§ **What you will do**
Leaving out the pictures, retype all the material exactly.

§ **Available data**
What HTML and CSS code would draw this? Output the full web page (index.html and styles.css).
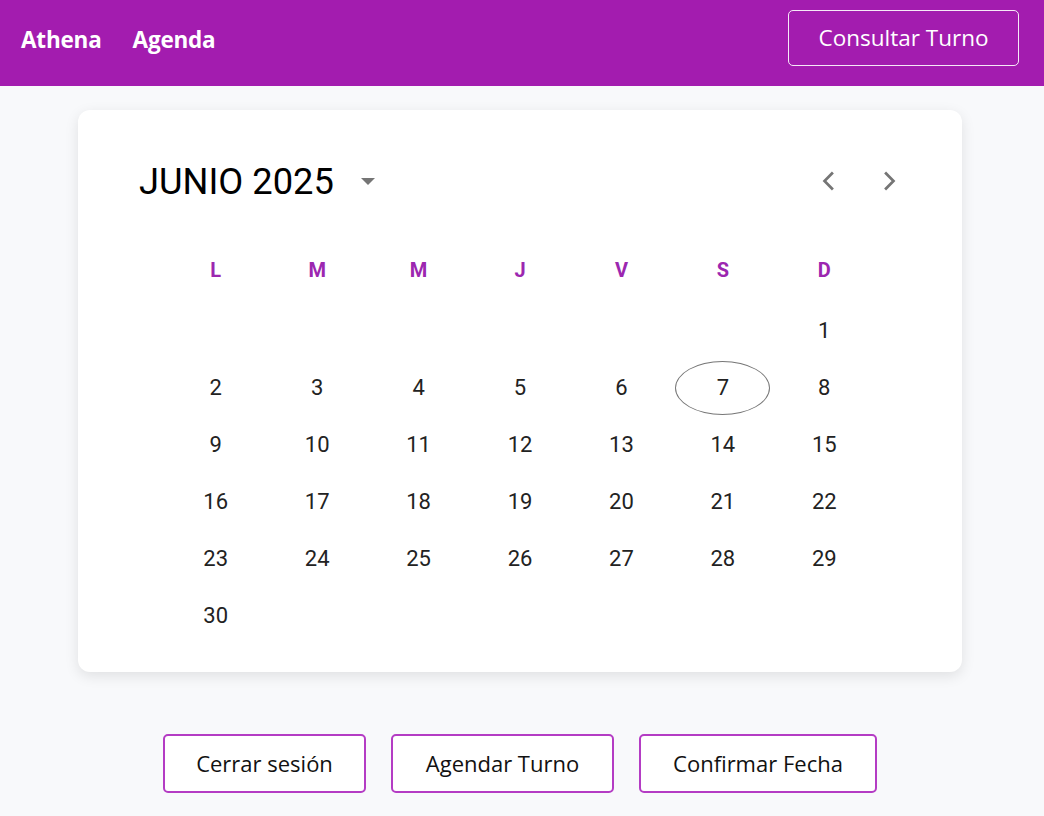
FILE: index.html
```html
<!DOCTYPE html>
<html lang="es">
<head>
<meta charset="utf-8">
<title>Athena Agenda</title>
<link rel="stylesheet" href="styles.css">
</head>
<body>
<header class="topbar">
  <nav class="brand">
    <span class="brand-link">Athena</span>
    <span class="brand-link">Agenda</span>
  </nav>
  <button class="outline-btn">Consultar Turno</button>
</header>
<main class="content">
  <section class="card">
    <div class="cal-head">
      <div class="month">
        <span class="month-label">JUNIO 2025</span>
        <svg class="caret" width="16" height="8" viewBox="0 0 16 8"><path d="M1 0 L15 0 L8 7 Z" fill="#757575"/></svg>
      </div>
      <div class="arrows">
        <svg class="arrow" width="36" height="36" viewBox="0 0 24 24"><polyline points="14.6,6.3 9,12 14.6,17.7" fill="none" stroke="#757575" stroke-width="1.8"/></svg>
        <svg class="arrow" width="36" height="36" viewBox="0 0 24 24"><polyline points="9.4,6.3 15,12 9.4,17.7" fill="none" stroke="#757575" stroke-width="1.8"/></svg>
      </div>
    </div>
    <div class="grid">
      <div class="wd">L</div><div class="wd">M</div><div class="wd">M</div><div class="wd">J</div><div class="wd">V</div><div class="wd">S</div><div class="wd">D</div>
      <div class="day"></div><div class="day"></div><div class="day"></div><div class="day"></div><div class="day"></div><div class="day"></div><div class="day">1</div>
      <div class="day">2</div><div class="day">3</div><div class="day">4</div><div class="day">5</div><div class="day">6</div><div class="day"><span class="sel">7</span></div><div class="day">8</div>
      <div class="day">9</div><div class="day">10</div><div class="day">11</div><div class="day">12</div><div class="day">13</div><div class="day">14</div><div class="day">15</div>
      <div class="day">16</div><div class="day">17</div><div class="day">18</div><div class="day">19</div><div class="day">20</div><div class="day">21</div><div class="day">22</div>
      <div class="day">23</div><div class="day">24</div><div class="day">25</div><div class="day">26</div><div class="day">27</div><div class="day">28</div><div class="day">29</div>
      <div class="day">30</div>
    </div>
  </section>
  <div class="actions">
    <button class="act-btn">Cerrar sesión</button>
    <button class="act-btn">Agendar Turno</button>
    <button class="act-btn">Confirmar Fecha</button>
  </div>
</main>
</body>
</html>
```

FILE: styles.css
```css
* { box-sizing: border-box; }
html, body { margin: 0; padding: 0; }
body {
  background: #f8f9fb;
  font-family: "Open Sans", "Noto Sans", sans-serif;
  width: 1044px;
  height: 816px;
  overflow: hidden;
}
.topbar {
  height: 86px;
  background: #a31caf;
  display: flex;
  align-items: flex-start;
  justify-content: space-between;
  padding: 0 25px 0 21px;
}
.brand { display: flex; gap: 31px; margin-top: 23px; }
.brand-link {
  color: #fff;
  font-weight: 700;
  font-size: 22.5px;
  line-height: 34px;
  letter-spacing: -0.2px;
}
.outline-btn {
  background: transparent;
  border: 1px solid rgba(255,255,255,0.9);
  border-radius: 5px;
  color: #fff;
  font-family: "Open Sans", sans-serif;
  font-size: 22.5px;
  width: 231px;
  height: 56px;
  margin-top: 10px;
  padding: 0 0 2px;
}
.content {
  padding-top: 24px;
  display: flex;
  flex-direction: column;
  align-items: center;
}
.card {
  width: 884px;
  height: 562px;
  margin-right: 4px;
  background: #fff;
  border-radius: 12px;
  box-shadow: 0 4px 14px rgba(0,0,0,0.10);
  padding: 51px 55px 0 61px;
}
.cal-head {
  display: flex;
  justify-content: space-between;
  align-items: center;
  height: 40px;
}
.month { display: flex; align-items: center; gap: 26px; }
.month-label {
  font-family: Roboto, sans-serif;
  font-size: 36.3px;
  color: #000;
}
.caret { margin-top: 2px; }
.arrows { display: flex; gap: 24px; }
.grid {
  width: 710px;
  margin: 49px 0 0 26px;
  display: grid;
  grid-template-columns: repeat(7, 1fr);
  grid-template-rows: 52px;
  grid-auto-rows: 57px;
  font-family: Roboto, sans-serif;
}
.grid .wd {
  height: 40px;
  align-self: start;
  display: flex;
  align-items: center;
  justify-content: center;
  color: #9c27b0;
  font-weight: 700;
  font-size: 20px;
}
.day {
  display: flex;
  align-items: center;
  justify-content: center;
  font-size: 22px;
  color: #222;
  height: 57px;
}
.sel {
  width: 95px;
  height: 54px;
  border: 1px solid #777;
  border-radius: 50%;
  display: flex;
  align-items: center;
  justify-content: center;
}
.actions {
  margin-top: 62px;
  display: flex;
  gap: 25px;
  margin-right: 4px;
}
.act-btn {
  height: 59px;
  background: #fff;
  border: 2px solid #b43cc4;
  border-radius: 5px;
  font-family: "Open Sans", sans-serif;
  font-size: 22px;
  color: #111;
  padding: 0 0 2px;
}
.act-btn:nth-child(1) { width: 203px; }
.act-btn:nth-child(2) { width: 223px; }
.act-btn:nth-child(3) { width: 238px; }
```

§ **Response**
What HTML and CSS code would draw this? Output the full web page (index.html and styles.css).
FILE: index.html
```html
<!DOCTYPE html>
<html lang="es">
<head>
<meta charset="utf-8">
<title>Athena Agenda</title>
<link rel="stylesheet" href="styles.css">
</head>
<body>
<header class="topbar">
  <nav class="brand">
    <span class="brand-link">Athena</span>
    <span class="brand-link">Agenda</span>
  </nav>
  <button class="outline-btn">Consultar Turno</button>
</header>
<main class="content">
  <section class="card">
    <div class="cal-head">
      <div class="month">
        <span class="month-label">JUNIO 2025</span>
        <svg class="caret" width="16" height="8" viewBox="0 0 16 8"><path d="M1 0 L15 0 L8 7 Z" fill="#757575"/></svg>
      </div>
      <div class="arrows">
        <svg class="arrow" width="36" height="36" viewBox="0 0 24 24"><polyline points="14.6,6.3 9,12 14.6,17.7" fill="none" stroke="#757575" stroke-width="1.8"/></svg>
        <svg class="arrow" width="36" height="36" viewBox="0 0 24 24"><polyline points="9.4,6.3 15,12 9.4,17.7" fill="none" stroke="#757575" stroke-width="1.8"/></svg>
      </div>
    </div>
    <div class="grid">
      <div class="wd">L</div><div class="wd">M</div><div class="wd">M</div><div class="wd">J</div><div class="wd">V</div><div class="wd">S</div><div class="wd">D</div>
      <div class="day"></div><div class="day"></div><div class="day"></div><div class="day"></div><div class="day"></div><div class="day"></div><div class="day">1</div>
      <div class="day">2</div><div class="day">3</div><div class="day">4</div><div class="day">5</div><div class="day">6</div><div class="day"><span class="sel">7</span></div><div class="day">8</div>
      <div class="day">9</div><div class="day">10</div><div class="day">11</div><div class="day">12</div><div class="day">13</div><div class="day">14</div><div class="day">15</div>
      <div class="day">16</div><div class="day">17</div><div class="day">18</div><div class="day">19</div><div class="day">20</div><div class="day">21</div><div class="day">22</div>
      <div class="day">23</div><div class="day">24</div><div class="day">25</div><div class="day">26</div><div class="day">27</div><div class="day">28</div><div class="day">29</div>
      <div class="day">30</div>
    </div>
  </section>
  <div class="actions">
    <button class="act-btn">Cerrar sesión</button>
    <button class="act-btn">Agendar Turno</button>
    <button class="act-btn">Confirmar Fecha</button>
  </div>
</main>
</body>
</html>
```

FILE: styles.css
```css
* { box-sizing: border-box; }
html, body { margin: 0; padding: 0; }
body {
  background: #f8f9fb;
  font-family: "Open Sans", "Noto Sans", sans-serif;
  width: 1044px;
  height: 816px;
  overflow: hidden;
}
.topbar {
  height: 86px;
  background: #a31caf;
  display: flex;
  align-items: flex-start;
  justify-content: space-between;
  padding: 0 25px 0 21px;
}
.brand { display: flex; gap: 31px; margin-top: 23px; }
.brand-link {
  color: #fff;
  font-weight: 700;
  font-size: 22.5px;
  line-height: 34px;
  letter-spacing: -0.2px;
}
.outline-btn {
  background: transparent;
  border: 1px solid rgba(255,255,255,0.9);
  border-radius: 5px;
  color: #fff;
  font-family: "Open Sans", sans-serif;
  font-size: 22.5px;
  width: 231px;
  height: 56px;
  margin-top: 10px;
  padding: 0 0 2px;
}
.content {
  padding-top: 24px;
  display: flex;
  flex-direction: column;
  align-items: center;
}
.card {
  width: 884px;
  height: 562px;
  margin-right: 4px;
  background: #fff;
  border-radius: 12px;
  box-shadow: 0 4px 14px rgba(0,0,0,0.10);
  padding: 51px 55px 0 61px;
}
.cal-head {
  display: flex;
  justify-content: space-between;
  align-items: center;
  height: 40px;
}
.month { display: flex; align-items: center; gap: 26px; }
.month-label {
  font-family: Roboto, sans-serif;
  font-size: 36.3px;
  color: #000;
}
.caret { margin-top: 2px; }
.arrows { display: flex; gap: 24px; }
.grid {
  width: 710px;
  margin: 49px 0 0 26px;
  display: grid;
  grid-template-columns: repeat(7, 1fr);
  grid-template-rows: 52px;
  grid-auto-rows: 57px;
  font-family: Roboto, sans-serif;
}
.grid .wd {
  height: 40px;
  align-self: start;
  display: flex;
  align-items: center;
  justify-content: center;
  color: #9c27b0;
  font-weight: 700;
  font-size: 20px;
}
.day {
  display: flex;
  align-items: center;
  justify-content: center;
  font-size: 22px;
  color: #222;
  height: 57px;
}
.sel {
  width: 95px;
  height: 54px;
  border: 1px solid #777;
  border-radius: 50%;
  display: flex;
  align-items: center;
  justify-content: center;
}
.actions {
  margin-top: 62px;
  display: flex;
  gap: 25px;
  margin-right: 4px;
}
.act-btn {
  height: 59px;
  background: #fff;
  border: 2px solid #b43cc4;
  border-radius: 5px;
  font-family: "Open Sans", sans-serif;
  font-size: 22px;
  color: #111;
  padding: 0 0 2px;
}
.act-btn:nth-child(1) { width: 203px; }
.act-btn:nth-child(2) { width: 223px; }
.act-btn:nth-child(3) { width: 238px; }
```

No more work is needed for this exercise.